→ Collected material:
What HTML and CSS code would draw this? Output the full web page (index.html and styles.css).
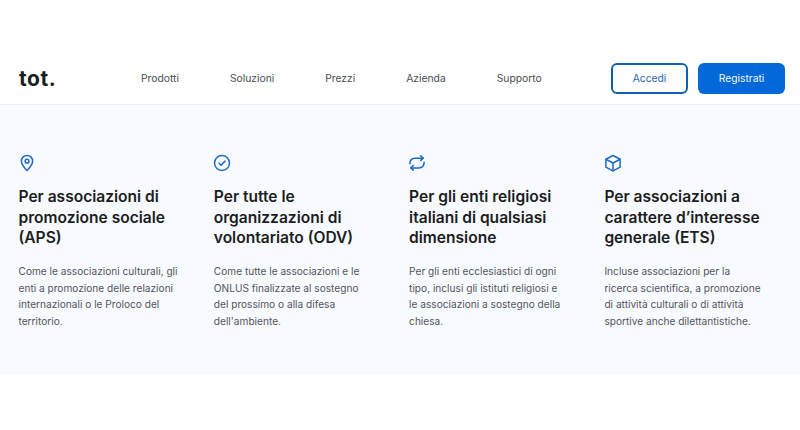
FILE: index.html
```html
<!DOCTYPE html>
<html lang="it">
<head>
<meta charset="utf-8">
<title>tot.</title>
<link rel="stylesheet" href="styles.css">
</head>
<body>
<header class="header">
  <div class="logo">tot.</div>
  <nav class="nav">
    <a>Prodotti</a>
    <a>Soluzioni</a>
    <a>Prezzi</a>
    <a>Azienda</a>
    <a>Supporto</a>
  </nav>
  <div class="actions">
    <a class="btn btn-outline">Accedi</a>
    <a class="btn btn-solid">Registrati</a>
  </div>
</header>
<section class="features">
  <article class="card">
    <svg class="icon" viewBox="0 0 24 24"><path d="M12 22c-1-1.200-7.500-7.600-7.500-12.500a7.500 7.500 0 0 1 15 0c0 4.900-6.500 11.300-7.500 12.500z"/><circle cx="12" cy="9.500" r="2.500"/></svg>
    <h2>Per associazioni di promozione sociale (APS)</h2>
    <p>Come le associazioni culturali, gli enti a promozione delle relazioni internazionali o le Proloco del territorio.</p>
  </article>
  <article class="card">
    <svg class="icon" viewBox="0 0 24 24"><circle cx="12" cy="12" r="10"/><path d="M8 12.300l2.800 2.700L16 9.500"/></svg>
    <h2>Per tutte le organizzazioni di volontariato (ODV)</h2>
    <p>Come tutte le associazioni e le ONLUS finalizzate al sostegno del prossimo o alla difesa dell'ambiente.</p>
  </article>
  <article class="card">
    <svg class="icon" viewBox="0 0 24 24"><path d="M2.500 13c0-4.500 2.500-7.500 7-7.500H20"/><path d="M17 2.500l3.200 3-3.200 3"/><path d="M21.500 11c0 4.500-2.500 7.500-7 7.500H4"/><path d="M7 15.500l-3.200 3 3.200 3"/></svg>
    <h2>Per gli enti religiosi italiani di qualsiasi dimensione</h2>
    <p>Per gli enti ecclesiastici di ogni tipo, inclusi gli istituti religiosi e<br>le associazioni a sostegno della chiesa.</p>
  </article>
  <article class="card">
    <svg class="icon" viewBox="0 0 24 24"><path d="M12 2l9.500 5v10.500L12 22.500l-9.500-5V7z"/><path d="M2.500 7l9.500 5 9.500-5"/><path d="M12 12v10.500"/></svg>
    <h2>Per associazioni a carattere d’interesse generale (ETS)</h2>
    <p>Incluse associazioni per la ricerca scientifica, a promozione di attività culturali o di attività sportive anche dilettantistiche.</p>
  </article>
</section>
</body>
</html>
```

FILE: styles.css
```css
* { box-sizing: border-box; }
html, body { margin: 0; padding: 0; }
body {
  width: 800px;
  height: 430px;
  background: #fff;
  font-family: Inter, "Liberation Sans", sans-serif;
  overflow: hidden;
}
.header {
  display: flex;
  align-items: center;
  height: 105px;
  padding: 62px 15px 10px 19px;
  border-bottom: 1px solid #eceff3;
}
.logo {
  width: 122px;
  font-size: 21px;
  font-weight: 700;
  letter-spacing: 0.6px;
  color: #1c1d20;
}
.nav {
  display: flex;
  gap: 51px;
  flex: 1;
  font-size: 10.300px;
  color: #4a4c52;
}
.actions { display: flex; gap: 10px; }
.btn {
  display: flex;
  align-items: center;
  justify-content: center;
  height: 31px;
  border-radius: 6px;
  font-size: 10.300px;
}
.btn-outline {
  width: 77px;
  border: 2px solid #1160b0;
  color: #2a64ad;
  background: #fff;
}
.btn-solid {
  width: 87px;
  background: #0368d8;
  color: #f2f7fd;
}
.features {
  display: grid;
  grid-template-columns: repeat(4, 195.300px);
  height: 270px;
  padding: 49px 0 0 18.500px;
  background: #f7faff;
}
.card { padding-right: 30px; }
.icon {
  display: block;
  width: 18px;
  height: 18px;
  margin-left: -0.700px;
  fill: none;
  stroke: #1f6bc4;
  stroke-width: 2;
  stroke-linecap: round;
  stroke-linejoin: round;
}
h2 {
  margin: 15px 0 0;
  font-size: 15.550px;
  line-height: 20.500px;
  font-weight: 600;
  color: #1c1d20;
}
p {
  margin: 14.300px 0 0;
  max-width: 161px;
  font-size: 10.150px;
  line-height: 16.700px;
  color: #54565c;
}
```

→ What you need to do: Copy the data word for word. Pictures do not go in the copy.

→ Task solution:
What HTML and CSS code would draw this? Output the full web page (index.html and styles.css).
FILE: index.html
```html
<!DOCTYPE html>
<html lang="it">
<head>
<meta charset="utf-8">
<title>tot.</title>
<link rel="stylesheet" href="styles.css">
</head>
<body>
<header class="header">
  <div class="logo">tot.</div>
  <nav class="nav">
    <a>Prodotti</a>
    <a>Soluzioni</a>
    <a>Prezzi</a>
    <a>Azienda</a>
    <a>Supporto</a>
  </nav>
  <div class="actions">
    <a class="btn btn-outline">Accedi</a>
    <a class="btn btn-solid">Registrati</a>
  </div>
</header>
<section class="features">
  <article class="card">
    <svg class="icon" viewBox="0 0 24 24"><path d="M12 22c-1-1.200-7.500-7.600-7.500-12.500a7.500 7.500 0 0 1 15 0c0 4.900-6.500 11.300-7.500 12.500z"/><circle cx="12" cy="9.500" r="2.500"/></svg>
    <h2>Per associazioni di promozione sociale (APS)</h2>
    <p>Come le associazioni culturali, gli enti a promozione delle relazioni internazionali o le Proloco del territorio.</p>
  </article>
  <article class="card">
    <svg class="icon" viewBox="0 0 24 24"><circle cx="12" cy="12" r="10"/><path d="M8 12.300l2.800 2.700L16 9.500"/></svg>
    <h2>Per tutte le organizzazioni di volontariato (ODV)</h2>
    <p>Come tutte le associazioni e le ONLUS finalizzate al sostegno del prossimo o alla difesa dell'ambiente.</p>
  </article>
  <article class="card">
    <svg class="icon" viewBox="0 0 24 24"><path d="M2.500 13c0-4.500 2.500-7.500 7-7.500H20"/><path d="M17 2.500l3.200 3-3.200 3"/><path d="M21.500 11c0 4.500-2.500 7.500-7 7.500H4"/><path d="M7 15.500l-3.200 3 3.200 3"/></svg>
    <h2>Per gli enti religiosi italiani di qualsiasi dimensione</h2>
    <p>Per gli enti ecclesiastici di ogni tipo, inclusi gli istituti religiosi e<br>le associazioni a sostegno della chiesa.</p>
  </article>
  <article class="card">
    <svg class="icon" viewBox="0 0 24 24"><path d="M12 2l9.500 5v10.500L12 22.500l-9.500-5V7z"/><path d="M2.500 7l9.500 5 9.500-5"/><path d="M12 12v10.500"/></svg>
    <h2>Per associazioni a carattere d’interesse generale (ETS)</h2>
    <p>Incluse associazioni per la ricerca scientifica, a promozione di attività culturali o di attività sportive anche dilettantistiche.</p>
  </article>
</section>
</body>
</html>
```

FILE: styles.css
```css
* { box-sizing: border-box; }
html, body { margin: 0; padding: 0; }
body {
  width: 800px;
  height: 430px;
  background: #fff;
  font-family: Inter, "Liberation Sans", sans-serif;
  overflow: hidden;
}
.header {
  display: flex;
  align-items: center;
  height: 105px;
  padding: 62px 15px 10px 19px;
  border-bottom: 1px solid #eceff3;
}
.logo {
  width: 122px;
  font-size: 21px;
  font-weight: 700;
  letter-spacing: 0.6px;
  color: #1c1d20;
}
.nav {
  display: flex;
  gap: 51px;
  flex: 1;
  font-size: 10.300px;
  color: #4a4c52;
}
.actions { display: flex; gap: 10px; }
.btn {
  display: flex;
  align-items: center;
  justify-content: center;
  height: 31px;
  border-radius: 6px;
  font-size: 10.300px;
}
.btn-outline {
  width: 77px;
  border: 2px solid #1160b0;
  color: #2a64ad;
  background: #fff;
}
.btn-solid {
  width: 87px;
  background: #0368d8;
  color: #f2f7fd;
}
.features {
  display: grid;
  grid-template-columns: repeat(4, 195.300px);
  height: 270px;
  padding: 49px 0 0 18.500px;
  background: #f7faff;
}
.card { padding-right: 30px; }
.icon {
  display: block;
  width: 18px;
  height: 18px;
  margin-left: -0.700px;
  fill: none;
  stroke: #1f6bc4;
  stroke-width: 2;
  stroke-linecap: round;
  stroke-linejoin: round;
}
h2 {
  margin: 15px 0 0;
  font-size: 15.550px;
  line-height: 20.500px;
  font-weight: 600;
  color: #1c1d20;
}
p {
  margin: 14.300px 0 0;
  max-width: 161px;
  font-size: 10.150px;
  line-height: 16.700px;
  color: #54565c;
}
```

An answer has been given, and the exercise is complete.